1. CLIFF.
We have recently seen the sailing barge DAWN reviving a trade which was a common sight around one hundred years ago, when she loaded a stack of straw at Abbotts Hall up Salcott Creek and delivered it to St Katharines Dock in London.
Mersea Museum has an excellent image from over one hundred years ago showing the barge CLIFF loading a stack of hay on the Hard. The hay will go to London to feed the horses which were a common sight in London's streets at that time. The image comes from a glass plate in Museum member David Patient's collection.
CLIFF, built at Ipswich in 1858, probably by Bailey, is unusual among spritsail barges in having a round counter stern. She was owned in her early days by Cobbold the Ipswich brewer and when the photo was taken she was probably owned by Rawlinson of East Ham. She passed to James Edwards of West Mersea on 18th November 1907. He had a new jib topsail made for her at Gowens in February 1910 and a new mainsail in August 1910. Her end came when she foundered on the 3rd April 1911.
2. BRITANNIC.
The second image shows the fine Brightlingsea owned ketch barge BRITANNIC around 1911 on the Hard with a freight of coal for Munson Cooke who had a yard nearby. Ahead of her is the smack UNITY.
The gin wheel is rigged aloft and a rope passed through to e ble labourers to heave out the cargo in skips and shoot it into the large metal shoot rigged over the side, into waiting carts.

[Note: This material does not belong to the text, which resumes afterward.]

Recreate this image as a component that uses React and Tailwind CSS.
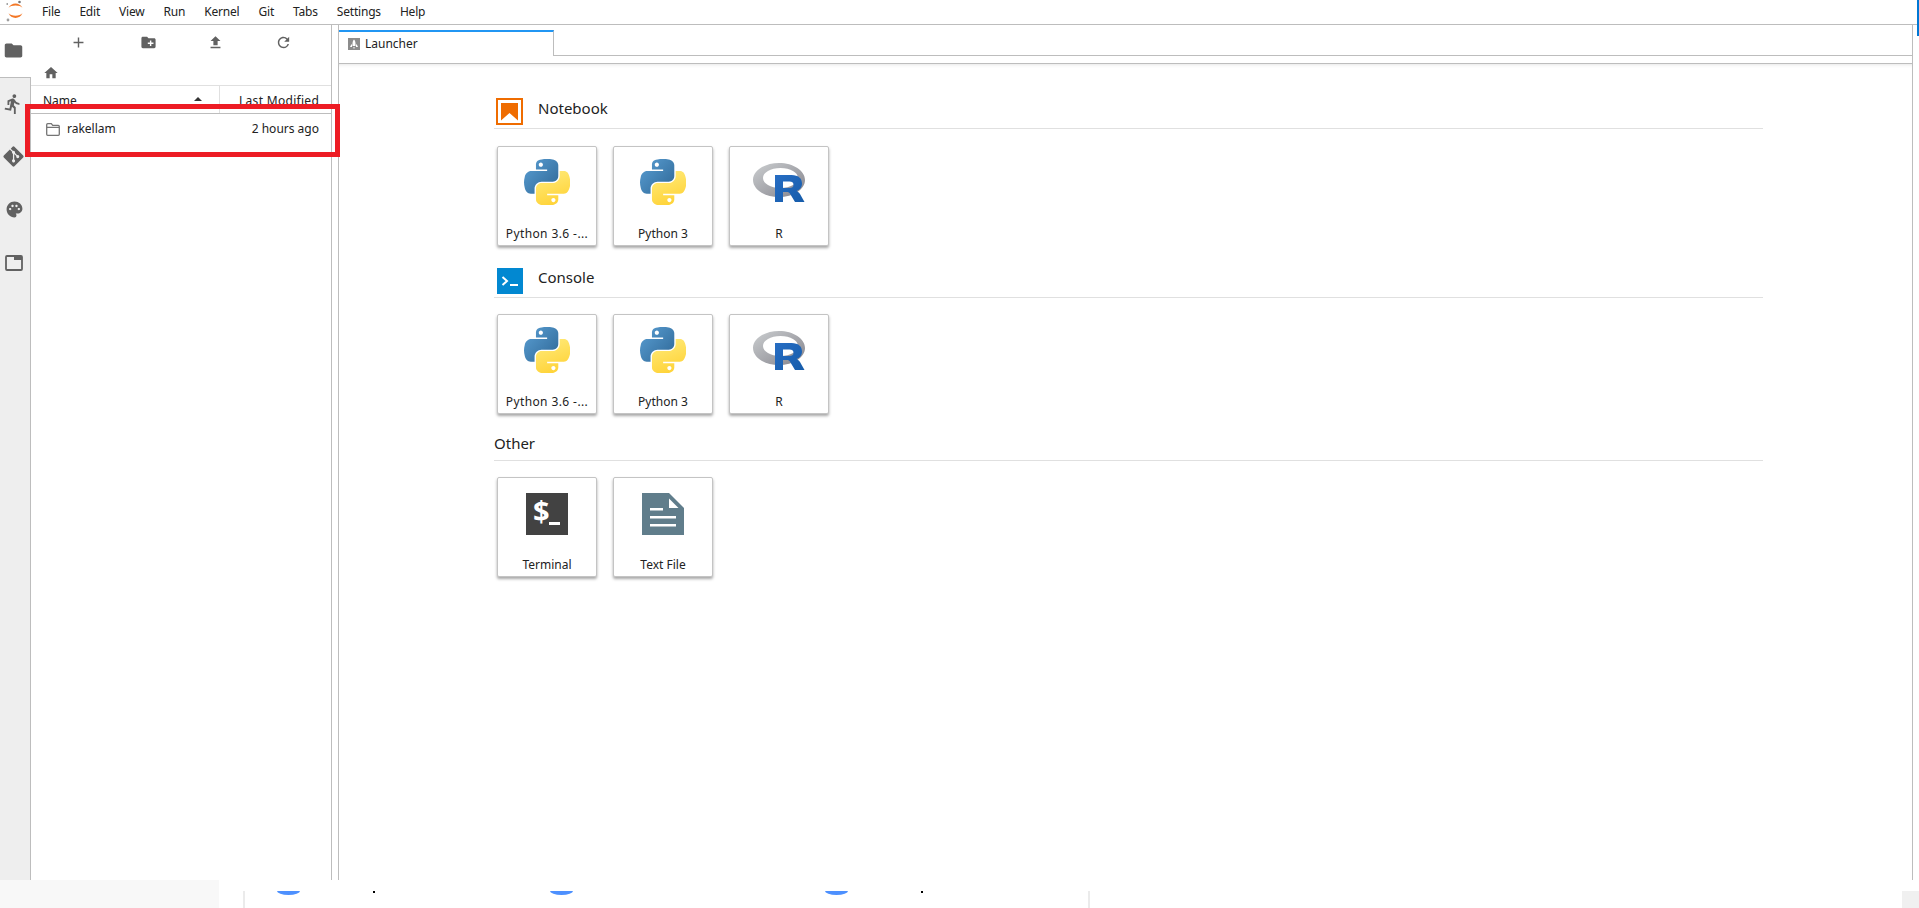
import React from "react";
import { MdAdd, MdCreateNewFolder, MdFileUpload, MdRefresh, MdHome, MdFolder, MdDirectionsRun, MdPalette } from "react-icons/md";
import { FaGitAlt } from "react-icons/fa";

function Defs() {
  return (
    <svg width="0" height="0" className="absolute">
      <defs>
        <linearGradient id="pyBlue" x1="0" y1="0" x2="1" y2="0.9">
          <stop offset="0" stopColor="#5A9FD4" />
          <stop offset="1" stopColor="#306998" />
        </linearGradient>
        <linearGradient id="pyYellow" x1="0.6" y1="0.9" x2="0.3" y2="0.1">
          <stop offset="0" stopColor="#FFD43B" />
          <stop offset="1" stopColor="#FFE873" />
        </linearGradient>
        <linearGradient id="rGray" x1="0" y1="0" x2="1" y2="1">
          <stop offset="0" stopColor="#cbced0" />
          <stop offset="1" stopColor="#84838b" />
        </linearGradient>
        <linearGradient id="rBlue" x1="0" y1="0" x2="1" y2="1">
          <stop offset="0" stopColor="#276dc3" />
          <stop offset="1" stopColor="#165caa" />
        </linearGradient>
      </defs>
    </svg>
  );
}

function PythonIcon() {
  return (
    <svg width="46" height="46" viewBox="0 0 110.4 110">
      <path fill="url(#pyBlue)" d="M54.919 0.001c-4.584.022-8.961.413-12.813 1.095C30.76 3.099 28.7 7.295 28.7 15.032v10.219h26.813v3.406H18.638c-7.793 0-14.616 4.684-16.75 13.594-2.462 10.213-2.571 16.586 0 27.25 1.905 7.938 6.457 13.594 14.25 13.594h9.219v-12.25c0-8.85 7.657-16.656 16.75-16.656h26.781c7.454 0 13.406-6.138 13.406-13.625v-25.531c0-7.266-6.13-12.725-13.406-13.937C64.282.328 59.502-.02 54.919.001zm-14.5 8.219c2.77 0 5.031 2.299 5.031 5.125 0 2.816-2.262 5.094-5.031 5.094-2.78 0-5.031-2.278-5.031-5.094 0-2.826 2.252-5.125 5.031-5.125z" />
      <path fill="url(#pyYellow)" d="M85.638 28.657v11.906c0 9.231-7.826 17-16.75 17H42.106c-7.336 0-13.406 6.279-13.406 13.625v25.531c0 7.266 6.319 11.54 13.406 13.625 8.487 2.496 16.626 2.947 26.781 0 6.75-1.954 13.406-5.888 13.406-13.625V86.501H55.513v-3.406H95.7c7.793 0 10.696-5.436 13.406-13.594 2.799-8.399 2.68-16.476 0-27.25-1.926-7.757-5.604-13.594-13.406-13.594H85.638zM70.575 93.313c2.78 0 5.031 2.278 5.031 5.094 0 2.826-2.252 5.125-5.031 5.125-2.77 0-5.031-2.299-5.031-5.125 0-2.816 2.262-5.094 5.031-5.094z" />
    </svg>
  );
}

function RIcon() {
  return (
    <svg width="52" height="40" viewBox="0 0 52 40" className="mt-px">
      <path fill="url(#rGray)" fillRule="evenodd" d="M26 0C11.600 0 0 7.600 0 17s11.600 17 26 17 26-7.600 26-17S40.400 0 26 0zM27.500 5C37.500 5 45 9.500 45 15s-7.500 10-17.500 10S10 20.500 10 15 17.500 5 27.500 5z" />
      <path fill="url(#rBlue)" fillRule="evenodd" d="M22 12h16.500c7 0 10.500 3.500 10.500 8.500 0 4-2.500 6.500-5.500 7.500 1.500.5 2.500 1.500 3.500 3l4.500 8h-9.500l-4.500-7.500c-1-2-2-2.500-4-2.500H30v10h-8zM30 18.500V25h6.500c2.500 0 4-1.200 4-3.300s-1.500-3.200-4-3.200z" />
    </svg>
  );
}

function TerminalIcon() {
  return (
    <svg width="42" height="42" viewBox="0 0 42 42" className="mt-px overflow-visible">
      <rect width="42" height="42" fill="#424242" />
      <text x="7" y="29" fontSize="29" fontWeight="700" fontFamily="'Open Sans', sans-serif" fill="#fff">$</text>
      <rect x="23" y="29" width="11" height="3" fill="#fff" />
    </svg>
  );
}

function TextFileIcon() {
  return (
    <svg width="42" height="42" viewBox="0 0 42 42" className="mt-px">
      <path fill="#607d8b" d="M0 0h27l15 15v27H0z" />
      <path fill="#fff" d="M27 5.500l9.500 9.500H27z" />
      <path fill="#fff" d="M8 15h13v2.500H8zM8 23h26v2.500H8zM8 31h26v2.500H8z" />
    </svg>
  );
}

function NotebookIcon() {
  return (
    <svg width="27" height="27" viewBox="0 0 27 27" className="shrink-0">
      <rect x="1" y="1" width="25" height="25" fill="#fff" stroke="#ef6c00" strokeWidth="2" />
      <path fill="#ef6c00" d="M5 5h17v17.500L13.500 15 5 22.500z" />
    </svg>
  );
}

function ConsoleIcon() {
  return (
    <svg width="26" height="26" viewBox="0 0 26 26" className="shrink-0">
      <rect width="26" height="26" fill="#0288d1" />
      <path fill="none" stroke="#fff" strokeWidth="2" d="M5.500 9l4.500 4-4.500 4" />
      <rect x="13" y="16" width="8" height="2" fill="#fff" />
    </svg>
  );
}

function JupyterLogo() {
  return (
    <svg width="18" height="24" viewBox="0 0 18 24" className="shrink-0">
      <path fill="#f37726" d="M2.500 8C5 2 14 2 16.500 8 14 4.800 5 4.800 2.500 8z" />
      <path fill="#f37726" d="M2.500 13C5 19.500 14 19.500 16.500 13 14 16.500 5 16.500 2.500 13z" />
      <circle cx="13.500" cy="2" r="1.300" fill="#767677" />
      <circle cx="1.200" cy="4" r="0.800" fill="#616262" />
      <circle cx="2" cy="20" r="1.400" fill="#9e9e9e" />
    </svg>
  );
}

function TabsIcon() {
  return (
    <svg width="18" height="16" viewBox="0 0 18 16">
      <rect x="1" y="1" width="16" height="14" rx="1" fill="none" stroke="#616161" strokeWidth="1.800" />
      <rect x="9" y="1" width="8" height="4" fill="#616161" />
    </svg>
  );
}

function RowFolderIcon() {
  return (
    <svg width="14" height="13" viewBox="0 0 14 13" className="shrink-0">
      <path fill="none" stroke="#757575" strokeWidth="1.300" d="M1.700.7h3.600l1.400 1.700h5.600c.6 0 1 .4 1 1v7.900c0 .6-.4 1-1 1H1.700c-.6 0-1-.4-1-1V1.700c0-.6.4-1 1-1zM.7 4.300h12.600" />
    </svg>
  );
}

function Card({ label, labelClass = "", children }) {
  return (
    <div className="w-[100px] h-[100px] bg-white border border-[#c4c4c4] rounded-[2px] shadow-[0_2px_3px_rgba(0,0,0,0.35)] flex flex-col items-center">
      <div className="mt-[12px] h-[46px] flex items-center justify-center">{children}</div>
      <div className={`mt-[21px] h-[16px] leading-[16px] text-[12px] text-[#222] whitespace-nowrap ${labelClass}`}>{label}</div>
    </div>
  );
}

function Section({ icon, title, className, headerClass, titleClass, cardsClass, children }) {
  return (
    <section className={className}>
      <div className={`flex items-center border-b border-[#e0e0e0] ${headerClass}`}>
        {icon}
        <span className={`text-[15px] text-[#222] leading-[22px] ${titleClass}`}>{title}</span>
      </div>
      <div className={`flex gap-[16px] pl-[3px] ${cardsClass}`}>{children}</div>
    </section>
  );
}

const menus = ["File", "Edit", "View", "Run", "Kernel", "Git", "Tabs", "Settings", "Help"];

export default function App() {
  return (
    <div className="relative w-full h-[908px] overflow-hidden bg-white font-['Noto_Sans',sans-serif] text-[#222]">
      <Defs />
      <div className="h-[880px] flex flex-col">
        {/* menu bar */}
        <header className="h-[25px] shrink-0 flex items-center border-b border-[#bdbdbd] pl-[6px] relative">
          <JupyterLogo />
          <nav className="flex gap-[19px] ml-[18px] text-[12px] tracking-[-0.2px]">
            {menus.map((m) => (
              <span key={m}>{m}</span>
            ))}
          </nav>
          <div className="absolute right-0 top-0 w-[2px] h-[36px] bg-[#0078d4]" />
        </header>

        <div className="flex flex-1 min-h-0">
          {/* activity bar */}
          <aside className="w-[31px] shrink-0 flex flex-col bg-[#eeeeee] text-[#616161]">
            <div className="h-[52px] bg-white pt-[15px] pl-[3px]">
              <MdFolder size={21} />
            </div>
            <div className="flex-1 border-t border-r border-[#bdbdbd] flex flex-col">
              <div className="h-[53px] pt-[15px] pl-[2px]"><MdDirectionsRun size={22} /></div>
              <div className="h-[53px] pt-[14px] pl-[2px]"><FaGitAlt size={23} /></div>
              <div className="h-[53px] pt-[16px] pl-[5px]"><MdPalette size={19} /></div>
              <div className="h-[53px] pt-[18px] pl-[5px]"><TabsIcon /></div>
            </div>
          </aside>

          {/* file browser */}
          <section className="w-[301px] shrink-0 border-r border-[#bdbdbd] flex flex-col text-[12px]">
            <div className="h-[35px] shrink-0 flex items-center text-[#616161]">
              <span className="w-[94px] flex justify-center"><MdAdd size={17} /></span>
              <span className="w-[46px] flex justify-center"><MdCreateNewFolder size={17} /></span>
              <span className="w-[88px] flex justify-center"><MdFileUpload size={17} /></span>
              <span className="w-[48px] flex justify-center"><MdRefresh size={17} /></span>
            </div>
            <div className="h-[25px] shrink-0 pl-[12px] pt-[5px] text-[#616161]"><MdHome size={16} /></div>
            <div className="h-[29px] shrink-0 flex border-t border-b border-[#e0e0e0] border-b-[#bdbdbd]">
              <div className="w-[189px] pl-[12px] pt-[6px] relative border-r border-[#e0e0e0]">
                Name
                <span className="absolute left-[163px] top-[11px] w-0 h-0 border-x-[4px] border-x-transparent border-b-[4px] border-b-[#333]" />
              </div>
              <div className="flex-1 pl-[19px] pt-[6px] tracking-[0.3px]">Last Modified</div>
            </div>
            <div className="h-[30px] shrink-0 flex items-center pl-[15px] pr-[12px]">
              <RowFolderIcon />
              <span className="ml-[7px]">rakellam</span>
              <span className="ml-auto">2 hours ago</span>
            </div>
          </section>

          {/* main area */}
          <main className="ml-[6px] mr-[6px] flex-1 min-w-0 flex flex-col border-l border-r border-[#bdbdbd]">
            <div className="h-[31px] shrink-0 flex -mr-px">
              <div className="w-[215px] mt-[5px] h-[26px] border-t-2 border-t-[#2196f3] border-r border-r-[#bdbdbd] flex items-center pl-[9px] text-[12px]">
                <span className="w-[12px] h-[12px] bg-[#8c8c8c] flex items-center justify-center mr-[5px]">
                  <svg width="10" height="10" viewBox="0 0 10 10"><path fill="#fff" d="M5 0.500c1 1 1.500 2.500 1.500 4v2.500h-3V4.500c0-1.500.5-3 1.500-4zM2 6l1-1v3H1zM8 6L7 5v3h2zM4.500 8h1v1.500h-1z" /></svg>
                </span>
                Launcher
              </div>
              <div className="flex-1 border-b border-[#bdbdbd]" />
            </div>
            <div className="h-[8px] shrink-0 border-b border-[#bdbdbd]" />
            <div className="flex-1 min-h-0 pl-[155px] pr-[149px] shadow-[inset_0_4px_4px_-4px_rgba(0,0,0,0.15)]">
              <Section
                className="pt-[34px]"
                headerClass="h-[31px] pb-[3px] pl-[2px]"
                titleClass="ml-[15px] -mt-[7px]"
                cardsClass="mt-[17px]"
                icon={<NotebookIcon />}
                title="Notebook"
              >
                <Card label="Python 3.6 -..." labelClass="tracking-[0.4px]"><PythonIcon /></Card>
                <Card label="Python 3"><PythonIcon /></Card>
                <Card label="R"><RIcon /></Card>
              </Section>
              <Section
                className="mt-[22px]"
                headerClass="h-[30px] pb-[3px] pl-[3px]"
                titleClass="ml-[15px] -mt-[8px]"
                cardsClass="mt-[16px]"
                icon={<ConsoleIcon />}
                title="Console"
              >
                <Card label="Python 3.6 -..." labelClass="tracking-[0.4px]"><PythonIcon /></Card>
                <Card label="Python 3"><PythonIcon /></Card>
                <Card label="R"><RIcon /></Card>
              </Section>
              <Section
                className="mt-[18px]"
                headerClass="h-[29px] pb-[5px]"
                titleClass="-mt-[2px]"
                cardsClass="mt-[16px]"
                title="Other"
              >
                <Card label="Terminal"><TerminalIcon /></Card>
                <Card label="Text File"><TextFileIcon /></Card>
              </Section>
            </div>
          </main>
        </div>
      </div>

      {/* strip of the page behind */}
      <footer className="h-[28px] flex">
        <div className="w-[219px] shrink-0 bg-[#f8f8f8]" />
        <div className="ml-[24px] mt-[11px] w-[847px] h-[17px] border-x-2 border-[#ebebeb] flex items-start">
          <span className="ml-[32px] w-[23px] h-[4px] bg-[#4d90fe] rounded-b-[50%_100%]" />
          <span className="ml-[73px] w-[2px] h-[2px] bg-black" />
          <span className="ml-[175px] w-[23px] h-[4px] bg-[#4d90fe] rounded-b-[50%_100%]" />
          <span className="ml-[252px] w-[23px] h-[4px] bg-[#4d90fe] rounded-b-[50%_100%]" />
          <span className="ml-[73px] w-[2px] h-[2px] bg-black" />
        </div>
        <div className="ml-auto mt-[11px] w-[17px] h-[17px] bg-[#f0f0f0]" />
      </footer>

      {/* red annotation */}
      <div className="absolute left-[25px] top-[104px] w-[315px] h-[53px] border-[5px] border-[#ed1c24]" />
    </div>
  );
}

BRITANNIC was built at Southtown, Suffolk in 1891 by J.H. Fellows & Co and was employed mainly in bringing coal south from North Country ports, although in 1905 she was bringing 170 ton loads of broken granite into Heybridge Basin under Capt F. Angier. He was probably also her owner at that time. Her end came when a German U-boat placed a bomb on board on December 13th 1917, 12 miles NNW of Hanois, France and blew her to pieces.
3. RUSSELL, with GOLDEN FLEECE ahead of her.
4. GOLDEN FLEECE (centre).
Images 3 and 4 come from around 1926 when local builder Clifford White was building 12 council houses in Barfield Road. Most of the materials were arriving on the hard by sailing barge. Image 3 shows men lifting bricks three at a time from the hold of RUSSELL and throwing them to Tim Mole in the horse drawn cart.
RUSSELL was owned by Smeed Dean & Co who also made the yellow stock bricks at their extensive works at Murston, Kent. The load would be of about 38,000 bricks which would be enough to build a pair of houses. Image 4 taken a little later shows the incoming tide had put a stop to the unloading work for a time. A cart and two lorries are heading off to the building site but pause a while for the camera. All are loaded with timber off loaded from the Brightlingsea owned barge GOLDEN FLEECE in the centre of the picture. The cart driven by Fred Cook also has Horace Mole, 'Tiddler' Mole and Kenny Bacon on board. The Karrier lorries are of interest as they are ex. Army vehicles returned from France after World War I. The one in the centre of the picture belongs to Clifford White and is driven by Jack Heard with Tom Cudmore as mate. The other belongs to The Primrose Bus Company and is being driven by Herbert Green with Rupert Green as mate. Herbert claimed to have been driving lorries in France when only sixteen having boosted his age to join up. He was later a Primrose bus driver and then a driver and inspector at the Chelmsford depot of the Eastern National bus Co.
He was still driving (cars) until shortly before his death at around 90 years old. Rupert also became an inspector - in the Essex Police. Although both were my uncles and Mersea natives they were not related.
The third barge in the picture has brought in a cargo of cement which would have been in 2cwt hessian sacks. Nowadays 1 cwt sacks are said to be too heavy for a man to lift and cement comes in 25kilo (approx half cwt) bags.
Clifford White was still importing timber up to the outbreak of World War 2. There was none after that but some barges brought in sea walling stone to The Strood Quay in 1946.
All images are in Mersea Museum, nos. 2, 3, 4 are from my postcard collection.
Published in Museum piece in the Courier Issue 509, 6 July 2011.